王國維總結的讀古書有三點難處,其中的第二點:古語與今語的不同。連綿詞就屬於這類情況,後人多以現代意識錯誤解釋連綿詞的古意。這期就說一說連綿詞。
連綿詞一般由兩個漢字組成,整體表達一個意思,而不是兩個字的意思之和,不能把兩個字拆開分別解釋。而且連綿詞幾乎都是形容詞,不表示具體事物,只是一種表音的符號。也就是說:先有的口語,後來才能找符合這個口語發音的字來表示這個發音。

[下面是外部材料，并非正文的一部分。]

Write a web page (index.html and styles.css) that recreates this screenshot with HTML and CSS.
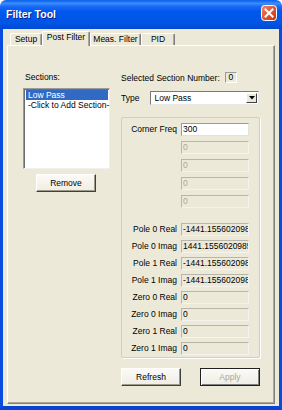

但是因為漢字裡的同音字太多,這就造成一開始會有很多同音字都可以表達一個意思。這就跟音譯外國人名、地名、事物名一樣,在早期,會有很多種不同的漢字組來表達同一個名稱。例如:裡根在港臺被翻譯為列根、雷根。
連綿詞就類似於這種情況,比如「望洋興嘆」,有很多人望文生義,認為是「望著海洋興嘆、嘆氣、感概」。其實「望洋」是一個連綿詞,是形容詞,不能拆成兩個單獨的字解釋。在古文中,「洋」還被寫成太陽的陽,山羊的羊等等。如果望文生義,望洋興嘆還可以解釋成望著太陽、山羊、綿羊、羚羊感嘆嗎?同樣,「望洋」與「用眼睛去望、用眼睛去看」也沒有任何關係。
同樣的,「狼狽」這個詞往往被解釋成狼和狽這兩種動物如何如何,後世人還就按這個解釋硬生生造了一個成語「狼狽為奸」。其實,「狼狽」與「望洋」一樣,是個連綿詞,而且也是形容詞,所以「狼狽為奸」這個詞語在語法和邏輯上是不成立的,只能算是以訛傳訛,社會公認後的產物,後面還會說到這種現象。
與狼狽相似的是「猶豫」,因為「猶」是反犬旁,「豫」有個「象」字,也就被某些人附會成兩種動物如何如何。其實「狼狽」、「猶豫」都與動物無關,只是古人形容這兩種情形時,發這兩個音,找了對應的字表示這個發音而已。因為漢字裡同音字很多,所以古書在表示同一個意思的連綿詞時,會用很多文字組合,只要發這個音就可以,甚至發近似音的字也可以。
比如首鼠兩端的「首鼠」,它其實是「躊躇」這個連綿詞的近似音的字而已,它與腦袋和老鼠沒有半點關係,只不過這些連綿詞到了後世就逐漸與發音一一對應了,用字也就固定了下來,這才造成後世人望文生義的情況。
參差、滂沱也都是連綿詞,不能拆開解釋。它們在古文裡都有其他的字表示同樣的意思。還有「餄餎面」的「餄餎」也不能拆開解釋,並且它也有多種寫法,它是否屬於連綿詞,還不清楚。
梁實秋在他的文章《語言、文字、文學》裡說:「人類現有語言,後有文字。語言文字無所謂優劣,各自適應其需要而已。凡是合乎需要的語文都是好的,等到不能適合需要時,它自然會變。語言文字隨時在變。」